Title:  Modeling, Design and Fabrication of Miniaturized, High Performance and Integrated Passive Components for 5G and mm-Wave Applications

Committee:

Dr. Rao Tummala, ECE, Chair , Advisor

Dr. Madhavan Swaminathan, ECE

Dr. Andrew Peterson, ECE

Dr. Gregory Durgin, ECE

Dr. Raj Pulugurtha, FIU

Abstract: The objective of the proposed research is to model, design, fabricate and characterize integrated passive components for 5G and mm-wave applications on advanced substrates such as laminated glass. These passive components include filters, power dividers and antenna arrays, diplexers and integrated passive components. Glass substrate is emerging as an ideal candidate to realize mm-wave technologies.

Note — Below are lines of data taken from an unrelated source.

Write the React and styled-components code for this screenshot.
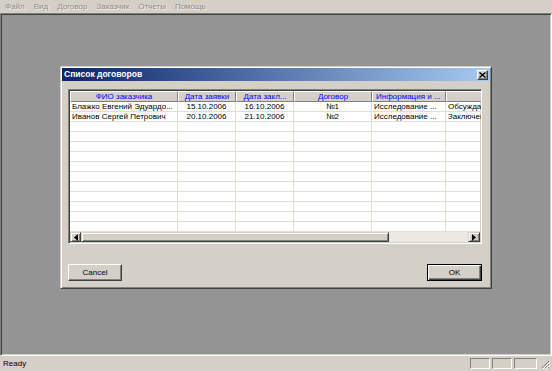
import styled, { createGlobalStyle } from "styled-components";

const GlobalStyle = createGlobalStyle`
  html, body {
    margin: 0;
    padding: 0;
  }
  body {
    font-family: "Liberation Sans", Arial, sans-serif;
    font-size: 8px;
  }
`;

const Frame = styled.div`
  display: flex;
  flex-direction: column;
  width: 552px;
  height: 371px;
  background: #d4d0c8;
  overflow: hidden;
`;

const MenuBar = styled.div`
  display: flex;
  align-items: center;
  gap: 9px;
  height: 13px;
  padding-left: 5px;
  flex-shrink: 0;
`;
const MenuItem = styled.span`
  color: #8c8a86;
  text-shadow: 1px 1px 0 #f4f2ee;
  font-size: 8px;
  line-height: 13px;
`;

const Workspace = styled.div`
  flex: 1;
  background: #949494;
  border-style: solid;
  border-width: 1px;
  border-color: #808080 #ffffff #ffffff #808080;
  box-shadow: inset 1px 1px 0 #404040, inset -1px -1px 0 #d4d0c8;
  padding: 52px 0 0 59px;
`;

const Dialog = styled.div`
  display: flex;
  flex-direction: column;
  width: 432px;
  height: 223px;
  box-sizing: border-box;
  background: #d4d0c8;
  border-style: solid;
  border-width: 1px;
  border-color: #d4d0c8 #404040 #404040 #d4d0c8;
  box-shadow: inset 1px 1px 0 #ffffff, inset -1px -1px 0 #808080;
  padding: 1px;
`;

const TitleBar = styled.div`
  display: flex;
  align-items: center;
  justify-content: space-between;
  height: 13px;
  padding: 0 2px 0 2px;
  background: linear-gradient(to right, #0a246a, #a6caf0);
`;
const Title = styled.span`
  color: #ffffff;
  font-weight: bold;
  font-size: 8.5px;
  line-height: 13px;
`;
const CloseButton = styled.div`
  display: flex;
  align-items: center;
  justify-content: center;
  width: 11px;
  height: 10px;
  box-sizing: border-box;
  background: #d4d0c8;
  border-style: solid;
  border-width: 1px;
  border-color: #ffffff #404040 #404040 #ffffff;
  box-shadow: inset -1px -1px 0 #808080;
`;

const Body = styled.div`
  display: flex;
  flex-direction: column;
  flex: 1;
  padding: 8px 7px 0 6px;
`;

const Grid = styled.div`
  display: flex;
  flex-direction: column;
  width: 414px;
  height: 155px;
  box-sizing: border-box;
  border-style: solid;
  border-width: 1px;
  border-color: #808080 #ffffff #ffffff #808080;
  box-shadow: inset 1px 1px 0 #404040, inset -1px -1px 0 #d4d0c8;
  padding: 1px;
  background: #ffffff;
  overflow: hidden;
`;

const HeaderRow = styled.div`
  display: flex;
  height: 11px;
  flex-shrink: 0;
`;
const HeaderCell = styled.div`
  width: ${(p) => p.$w}px;
  flex-shrink: 0;
  box-sizing: border-box;
  background: #d4d0c8;
  border-style: solid;
  border-width: 1px;
  border-color: #ffffff #808080 #808080 #ffffff;
  color: #0000ff;
  font-size: 8px;
  line-height: 9px;
  text-align: ${(p) => p.$align};
  padding: 0 3px;
  white-space: nowrap;
  overflow: hidden;
`;

const Row = styled.div`
  display: flex;
  height: 10px;
  flex-shrink: 0;
`;
const Cell = styled.div`
  width: ${(p) => p.$w}px;
  flex-shrink: 0;
  box-sizing: border-box;
  border-right: 1px solid #e2ded6;
  border-bottom: 1px solid #e2ded6;
  color: #000000;
  font-size: 8px;
  line-height: 9px;
  text-align: ${(p) => p.$align};
  padding: 0 2px;
  white-space: nowrap;
  overflow: hidden;
`;

const ScrollBar = styled.div`
  display: flex;
  height: 10px;
  flex-shrink: 0;
  margin-top: auto;
  background: #ece9e3;
`;
const ScrollButton = styled.div`
  display: flex;
  align-items: center;
  justify-content: center;
  width: ${(p) => p.$w}px;
  flex-shrink: 0;
  box-sizing: border-box;
  background: #d4d0c8;
  border-style: solid;
  border-width: 1px;
  border-color: #d4d0c8 #404040 #404040 #d4d0c8;
  box-shadow: inset 1px 1px 0 #ffffff, inset -1px -1px 0 #808080;
`;
const Track = styled.div`
  flex: 1;
`;

const ButtonRow = styled.div`
  display: flex;
  justify-content: space-between;
  margin-top: 20px;
  width: 414px;
`;
const PushButton = styled.button`
  width: ${(p) => p.$w}px;
  height: 17px;
  box-sizing: border-box;
  padding: 0;
  font-family: "Liberation Sans", Arial, sans-serif;
  font-size: 8px;
  color: #000000;
  background: #d4d0c8;
  border-style: solid;
  border-width: 1px;
  border-color: ${(p) => (p.$default ? "#000000" : "#ffffff #404040 #404040 #ffffff")};
  box-shadow: ${(p) =>
    p.$default
      ? "inset 1px 1px 0 #ffffff, inset -1px -1px 0 #404040, inset -2px -2px 0 #808080"
      : "inset -1px -1px 0 #808080"};
`;

const StatusBar = styled.div`
  display: flex;
  align-items: center;
  height: 15px;
  flex-shrink: 0;
  padding: 0 2px 0 3px;
`;
const StatusText = styled.span`
  flex: 1;
  font-size: 8px;
  color: #000000;
`;
const StatusPanel = styled.div`
  width: ${(p) => p.$w}px;
  height: 11px;
  box-sizing: border-box;
  margin-left: 2px;
  border-style: solid;
  border-width: 1px;
  border-color: #808080 #ffffff #ffffff #808080;
`;
const Gripper = styled.div`
  display: flex;
  align-items: flex-end;
  margin-left: 4px;
  width: 9px;
  height: 11px;
`;

const columns = [
  { title: "ФИО заказчика", w: 108, align: "center", cell: "left" },
  { title: "Дата заявки", w: 58, align: "center", cell: "center" },
  { title: "Дата закл...", w: 58, align: "center", cell: "center" },
  { title: "Договор", w: 78, align: "center", cell: "center" },
  { title: "Информация и ...", w: 74, align: "left", cell: "left" },
  { title: "", w: 40, align: "left", cell: "left" },
];

const data = [
  ["Блажко Евгений Эдуардо...", "15.10.2006", "16.10.2006", "№1", "Исследование ...", "Обсуждается"],
  ["Иванов Сергей Петрович", "20.10.2006", "21.10.2006", "№2", "Исследование ...", "Заключен"],
];

const rows = [...data, ...Array.from({ length: 11 }, () => ["", "", "", "", "", ""])];

const menu = ["Файл", "Вид", "Договор", "Заказчик", "Отчеты", "Помощь"];

const Arrow = ({ dir }) => (
  <svg width="4" height="7" viewBox="0 0 4 7">
    {dir === "left" ? <path d="M4 0 L0 3.5 L4 7 Z" fill="#000" /> : <path d="M0 0 L4 3.5 L0 7 Z" fill="#000" />}
  </svg>
);

export default function App() {
  return (
    <Frame>
      <GlobalStyle />
      <MenuBar>
        {menu.map((m) => (
          <MenuItem key={m}>{m}</MenuItem>
        ))}
      </MenuBar>
      <Workspace>
        <Dialog>
          <TitleBar>
            <Title>Список договоров</Title>
            <CloseButton>
              <svg width="7" height="6" viewBox="0 0 7 6">
                <path d="M0.5 0.5 L6.5 5.5 M6.5 0.5 L0.5 5.5" stroke="#000" strokeWidth="1.4" />
              </svg>
            </CloseButton>
          </TitleBar>
          <Body>
            <Grid>
              <HeaderRow>
                {columns.map((c, i) => (
                  <HeaderCell key={i} $w={c.w} $align={c.align}>
                    {c.title}
                  </HeaderCell>
                ))}
              </HeaderRow>
              {rows.map((r, ri) => (
                <Row key={ri}>
                  {r.map((v, ci) => (
                    <Cell key={ci} $w={columns[ci].w} $align={columns[ci].cell}>
                      {v}
                    </Cell>
                  ))}
                </Row>
              ))}
              <ScrollBar>
                <ScrollButton $w={11}>
                  <Arrow dir="left" />
                </ScrollButton>
                <ScrollButton $w={308} />
                <Track />
                <ScrollButton $w={12}>
                  <Arrow dir="right" />
                </ScrollButton>
              </ScrollBar>
            </Grid>
            <ButtonRow>
              <PushButton $w={54}>Cancel</PushButton>
              <PushButton $w={55} $default>
                OK
              </PushButton>
            </ButtonRow>
          </Body>
        </Dialog>
      </Workspace>
      <StatusBar>
        <StatusText>Ready</StatusText>
        <StatusPanel $w={20} />
        <StatusPanel $w={20} />
        <StatusPanel $w={23} />
        <Gripper>
          <svg width="9" height="9" viewBox="0 0 9 9">
            <path d="M8 1 L1 8 M8 4 L4 8 M8 7 L7 8" stroke="#808080" strokeWidth="1" />
            <path d="M9 2 L2 9 M9 5 L5 9" stroke="#ffffff" strokeWidth="1" />
          </svg>
        </Gripper>
      </StatusBar>
    </Frame>
  );
}
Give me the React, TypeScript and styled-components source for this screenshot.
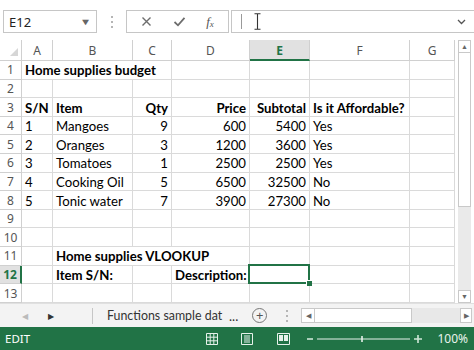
import styled, { createGlobalStyle } from 'styled-components';

const GlobalStyle = createGlobalStyle`
  html, body {
    margin: 0;
    padding: 0;
    background: #ffffff;
    overflow: hidden;
  }
  body {
    font-family: 'Noto Sans', 'Liberation Sans', sans-serif;
  }
`;

const GREEN = '#217346';
const GRID = '#dadada';
const HEAD_LINE = '#d0d0d0';

const Window = styled.div`
  width: 474px;
  height: 350px;
  display: flex;
  flex-direction: column;
  background: #fff;
`;

/* ---------- formula bar ---------- */

const FormulaBar = styled.div`
  height: 40px;
  display: flex;
  align-items: flex-start;
  padding: 10px 0 0 3px;
  box-sizing: border-box;
`;

const NameBox = styled.div`
  width: 94px;
  height: 23px;
  box-sizing: border-box;
  border: 1px solid #c6c6c6;
  display: flex;
  align-items: center;
  justify-content: space-between;
  padding: 0 6px 0 5px;
  font-size: 13px;
  color: #222;
`;

const Caret = styled.span`
  font-size: 9px;
  color: #666;
  transform: scaleX(1.3);
`;

const Grip = styled.div<{ $w?: number; $ml?: number }>`
  width: ${(p) => p.$w ?? 29}px;
  margin-left: ${(p) => p.$ml ?? 0}px;
  height: 23px;
  display: flex;
  flex-direction: column;
  align-items: center;
  justify-content: center;
  gap: 3px;

  & > i {
    width: 2px;
    height: 2px;
    background: #b5b5b5;
  }
`;

const FuncBox = styled.div`
  width: 103px;
  height: 23px;
  box-sizing: border-box;
  border: 1px solid #c6c6c6;
  display: flex;
  align-items: center;
  justify-content: space-around;
  padding: 0 4px;
  color: #707070;
`;

const Fx = styled.span`
  font-family: 'Liberation Serif', serif;
  font-style: italic;
  font-size: 13px;
  color: #555;

  & sub {
    font-size: 9px;
    vertical-align: -1px;
  }
`;

const FormulaInput = styled.div`
  flex: 1;
  height: 23px;
  margin-left: 2px;
  box-sizing: border-box;
  border: 1px solid #c6c6c6;
  border-right: none;
  display: flex;
  align-items: center;
  padding: 0 8px 0 9px;
  gap: 12px;
`;

const TextCaret = styled.i`
  width: 1px;
  height: 15px;
  background: #9a9a9a;
`;

const Spacer = styled.div`
  flex: 1;
`;

/* ---------- sheet ---------- */

const Main = styled.div`
  display: flex;
  height: 263px;
`;

const Sheet = styled.div`
  width: 455px;
  display: grid;
  grid-template-columns: 22px 31px 80px 39px 78px 60px 100px 45px;
  grid-template-rows: 21px repeat(13, 18.62px);
  font-family: 'Lato', 'Liberation Sans', sans-serif;
  font-size: 13.2px;
  color: #000;
`;

const Corner = styled.div`
  border-right: 1px solid ${HEAD_LINE};
  border-bottom: 1px solid ${HEAD_LINE};
  position: relative;

  &::after {
    content: '';
    position: absolute;
    right: 3px;
    bottom: 4px;
    border-style: solid;
    border-width: 0 0 8px 8px;
    border-color: transparent transparent #d6d6d6 transparent;
  }
`;

const ColHead = styled.div<{ $active?: boolean }>`
  display: flex;
  align-items: center;
  justify-content: center;
  font-family: 'Noto Sans', sans-serif;
  font-size: 12px;
  color: ${(p) => (p.$active ? GREEN : '#555')};
  font-weight: ${(p) => (p.$active ? 700 : 400)};
  background: ${(p) => (p.$active ? '#e1e1e1' : '#fff')};
  border-right: 1px solid ${HEAD_LINE};
  border-bottom: ${(p) => (p.$active ? `2px solid ${GREEN}` : `1px solid ${HEAD_LINE}`)};
  padding-top: ${(p) => (p.$active ? '1px' : '0')};
`;

const RowHead = styled.div<{ $active?: boolean }>`
  display: flex;
  align-items: center;
  justify-content: center;
  font-family: 'Noto Sans', sans-serif;
  font-size: 12px;
  color: ${(p) => (p.$active ? GREEN : '#555')};
  font-weight: ${(p) => (p.$active ? 700 : 400)};
  background: ${(p) => (p.$active ? '#e1e1e1' : '#fff')};
  border-bottom: 1px solid ${HEAD_LINE};
  border-right: ${(p) => (p.$active ? `2px solid ${GREEN}` : `1px solid ${HEAD_LINE}`)};
`;

const Cell = styled.div<{ $span?: number; $right?: boolean; $bold?: boolean }>`
  grid-column: span ${(p) => p.$span ?? 1};
  display: flex;
  align-items: center;
  justify-content: ${(p) => (p.$right ? 'flex-end' : 'flex-start')};
  padding: 1px 3px 0 3px;
  box-sizing: border-box;
  white-space: nowrap;
  overflow: hidden;
  font-weight: ${(p) => (p.$bold ? 700 : 400)};
  border-right: 1px solid ${GRID};
  border-bottom: 1px solid ${GRID};
`;

const ActiveCell = styled(Cell)`
  position: relative;
  overflow: visible;

  &::before {
    content: '';
    position: absolute;
    left: -2px;
    top: -2px;
    right: -1px;
    bottom: -1px;
    border: 2px solid ${GREEN};
  }

  &::after {
    content: '';
    position: absolute;
    right: -3px;
    bottom: -3px;
    width: 5px;
    height: 5px;
    background: ${GREEN};
    border: 1px solid #fff;
    border-right: none;
    border-bottom: none;
  }
`;

/* ---------- scroll bars ---------- */

const VScroll = styled.div`
  width: 13px;
  margin-left: 3px;
  display: flex;
  flex-direction: column;
  background: #eaeaea;
`;

const ArrowBtn = styled.div<{ $w?: number; $h?: number }>`
  width: ${(p) => (p.$w ? `${p.$w}px` : 'auto')};
  height: ${(p) => p.$h ?? 13}px;
  background: #fff;
  border: 1px solid #c9c9c9;
  box-sizing: border-box;
  display: flex;
  align-items: center;
  justify-content: center;
  font-size: 7px;
  color: #666;
`;

const VThumb = styled.div`
  height: 154px;
  background: #fff;
  border: 1px solid #c9c9c9;
  border-top: none;
  box-sizing: border-box;
`;

/* ---------- sheet tabs ---------- */

const TabsBar = styled.div`
  height: 24px;
  display: flex;
  align-items: center;
  padding-left: 12px;
  background: #f3f3f3;
  border-top: 1px solid #e0e0e0;
  box-sizing: border-box;
  font-family: 'Noto Sans', sans-serif;
  color: #444;
`;

const NavArrow = styled.span<{ $dim?: boolean }>`
  width: 26px;
  text-align: center;
  font-size: 8px;
  color: ${(p) => (p.$dim ? '#bbb' : '#333')};
`;

const TabDivider = styled.i`
  width: 1px;
  height: 16px;
  background: #c6c6c6;
  margin: 0 14px 0 28px;
`;

const TabName = styled.span`
  font-family: 'Lato', 'Noto Sans', sans-serif;
  font-size: 12.4px;
  color: #333;
  width: 116px;
  white-space: nowrap;
`;

const Ellipsis = styled.span`
  font-family: 'Lato', 'Noto Sans', sans-serif;
  font-size: 13px;
  color: #333;
  margin-left: 6px;
`;

const AddSheet = styled.span`
  width: 13px;
  height: 13px;
  border: 1px solid #777;
  border-radius: 50%;
  display: flex;
  align-items: center;
  justify-content: center;
  font-size: 13px;
  line-height: 1;
  color: #555;
  margin-left: 14px;
`;

const HScroll = styled.div`
  display: flex;
  align-items: center;
  margin-left: 6px;
  width: 171px;
  height: 15px;
  background: #e8e8e8;
`;

const HThumb = styled.div`
  width: 97px;
  height: 15px;
  background: #fff;
  border: 1px solid #c9c9c9;
  border-left: none;
  box-sizing: border-box;
`;

/* ---------- status bar ---------- */

const StatusBar = styled.div`
  height: 23px;
  background: ${GREEN};
  color: #fff;
  display: flex;
  align-items: center;
  padding: 0 6px 0 5px;
  font-family: 'Noto Sans', sans-serif;
  font-size: 11.5px;
`;

const ZoomText = styled.span`
  margin-left: 12px;
  font-size: 12px;
  color: #e8f3ec;
`;

const ViewIcon = styled.svg<{ $gap: number }>`
  margin-left: ${(p) => p.$gap}px;
`;

type C = { t?: string; r?: boolean; b?: boolean; s?: number };

const rows: C[][] = [
  [{ t: 'Home supplies budget', b: true, s: 3 }, {}, {}, {}, {}],
  [{}, {}, {}, {}, {}, {}, {}],
  [
    { t: 'S/N', b: true },
    { t: 'Item', b: true },
    { t: 'Qty', b: true, r: true },
    { t: 'Price', b: true, r: true },
    { t: 'Subtotal', b: true, r: true },
    { t: 'Is it Affordable?', b: true },
    {},
  ],
];

const data: [string, string, string, string, string, string][] = [
  ['1', 'Mangoes', '9', '600', '5400', 'Yes'],
  ['2', 'Oranges', '3', '1200', '3600', 'Yes'],
  ['3', 'Tomatoes', '1', '2500', '2500', 'Yes'],
  ['4', 'Cooking Oil', '5', '6500', '32500', 'No'],
  ['5', 'Tonic water', '7', '3900', '27300', 'No'],
];

data.forEach((d) =>
  rows.push([
    { t: d[0] },
    { t: d[1] },
    { t: d[2], r: true },
    { t: d[3], r: true },
    { t: d[4], r: true },
    { t: d[5] },
    {},
  ])
);

rows.push([{}, {}, {}, {}, {}, {}, {}]);
rows.push([{}, {}, {}, {}, {}, {}, {}]);
rows.push([{}, { t: 'Home supplies VLOOKUP', b: true, s: 3 }, {}, {}, {}]);
rows.push([{}, { t: 'Item S/N:', b: true }, {}, { t: 'Description:', b: true }, { t: 'ACTIVE' }, {}, {}]);
rows.push([{}, {}, {}, {}, {}, {}, {}]);

const cols = ['A', 'B', 'C', 'D', 'E', 'F', 'G'];

export default function App() {
  return (
    <Window>
      <GlobalStyle />
      <FormulaBar>
        <NameBox>
          E12
          <Caret>▼</Caret>
        </NameBox>
        <Grip>
          <i />
          <i />
          <i />
        </Grip>
        <FuncBox>
          <svg width="11" height="11" viewBox="0 0 11 11">
            <path d="M1.5 1.5 L9.5 9.5 M9.5 1.5 L1.5 9.5" stroke="#6d6d6d" strokeWidth="1.4" fill="none" />
          </svg>
          <svg width="13" height="11" viewBox="0 0 13 11">
            <path d="M1.5 6 L5 9.3 L11.5 1.8" stroke="#6d6d6d" strokeWidth="1.8" fill="none" />
          </svg>
          <Fx>
            f<sub>x</sub>
          </Fx>
        </FuncBox>
        <FormulaInput>
          <TextCaret />
          <svg width="7" height="17" viewBox="0 0 7 17">
            <path d="M0.5 0.8 H6.5 M3.5 0.8 V16.2 M0.5 16.2 H6.5" stroke="#333" strokeWidth="1.1" fill="none" />
          </svg>
          <Spacer />
          <svg width="9" height="6" viewBox="0 0 9 6">
            <path d="M1 1 L4.5 4.5 L8 1" stroke="#555" strokeWidth="1.3" fill="none" />
          </svg>
        </FormulaInput>
      </FormulaBar>

      <Main>
        <Sheet>
          <Corner />
          {cols.map((c) => (
            <ColHead key={c} $active={c === 'E'}>
              {c}
            </ColHead>
          ))}
          {rows.map((row, i) => (
            <RowCells key={i} n={i + 1} row={row} />
          ))}
        </Sheet>
        <VScroll>
          <ArrowBtn>▲</ArrowBtn>
          <VThumb />
          <Spacer />
          <ArrowBtn>▼</ArrowBtn>
        </VScroll>
      </Main>

      <TabsBar>
        <NavArrow $dim>◀</NavArrow>
        <NavArrow>▶</NavArrow>
        <TabDivider />
        <TabName>Functions sample dat</TabName>
        <Ellipsis>...</Ellipsis>
        <AddSheet>+</AddSheet>
        <Grip $w={16} $ml={12}>
          <i />
          <i />
          <i />
        </Grip>
        <HScroll>
          <ArrowBtn $w={14} $h={15}>◀</ArrowBtn>
          <HThumb />
          <Spacer />
          <ArrowBtn $w={12} $h={15}>▶</ArrowBtn>
        </HScroll>
      </TabsBar>

      <StatusBar>
        EDIT
        <Spacer />
        <svg width="12" height="12" viewBox="0 0 12 12">
          <path
            d="M0.5 0.5 H11.5 V11.5 H0.5 Z M4.2 0.5 V11.5 M7.8 0.5 V11.5 M0.5 4.2 H11.5 M0.5 7.8 H11.5"
            stroke="#e6f1ea"
            strokeWidth="1"
            fill="none"
          />
        </svg>
        <ViewIcon $gap={23} width="12" height="12" viewBox="0 0 12 12">
          <path d="M0.5 0.5 H11.5 V11.5 H0.5 Z M3 3 H9 M3 5 H9 M3 7 H9 M3 9 H9" stroke="#e6f1ea" strokeWidth="1" fill="none" />
        </ViewIcon>
        <ViewIcon $gap={24} width="13" height="12" viewBox="0 0 13 12">
          <path d="M0.5 0.5 H12.5 V11.5 H0.5 Z" stroke="#e6f1ea" strokeWidth="1" fill="none" />
          <rect x="2" y="2" width="4" height="6" fill="#e6f1ea" />
          <rect x="7" y="2" width="4" height="6" fill="#e6f1ea" />
        </ViewIcon>
        <ViewIcon $gap={17} width="118" height="12" viewBox="0 0 118 12">
          <path d="M0 6 H6" stroke="#cfe6d7" strokeWidth="1.6" />
          <path d="M10 6 H103" stroke="#e6f1ea" strokeWidth="1" />
          <path d="M55 3 V9" stroke="#e6f1ea" strokeWidth="1.6" />
          <path d="M107 6 H115 M111 2 V10" stroke="#cfe6d7" strokeWidth="1.6" />
        </ViewIcon>
        <ZoomText>100%</ZoomText>
      </StatusBar>
    </Window>
  );
}

function RowCells({ n, row }: { n: number; row: C[] }) {
  const active = n === 12;
  return (
    <>
      <RowHead $active={active}>{n}</RowHead>
      {row.map((c, j) =>
        c.t === 'ACTIVE' ? (
          <ActiveCell key={j} />
        ) : (
          <Cell key={j} $span={c.s} $right={c.r} $bold={c.b}>
            {c.t}
          </Cell>
        )
      )}
    </>
  );
}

This is mainly because of its low loss, superior dimensional stability, ability to form fine-pitch, low-cost through-vias, stability to temperature and humidity, matched coefficient of thermal expansion (CTE) with devices and availability in large-area, low-cost panels. Glass packaging enables major advances in mm-wave component design rules to achieve both miniaturization and performance. The primary focus of this research is to utilize advanced 3D glass package integration to design, fabricate and demonstrate mm-wave components with footprint smaller than twice the free-space wavelength corresponding to the operating frequency, and less than 200-microns z-height. Such components can be seamlessly integrated into RF front-end modules (FEMs), as integrated passive devices (IPDs) or as embedded thin-film components. The components are fabricated using semi-additive patterning (SAP) process with less than 5% variation in dimensions, which results in an excellent correlation between simulated and measured results. Thus, the superiority of glass based IPDs for RF FEMs is demonstrated.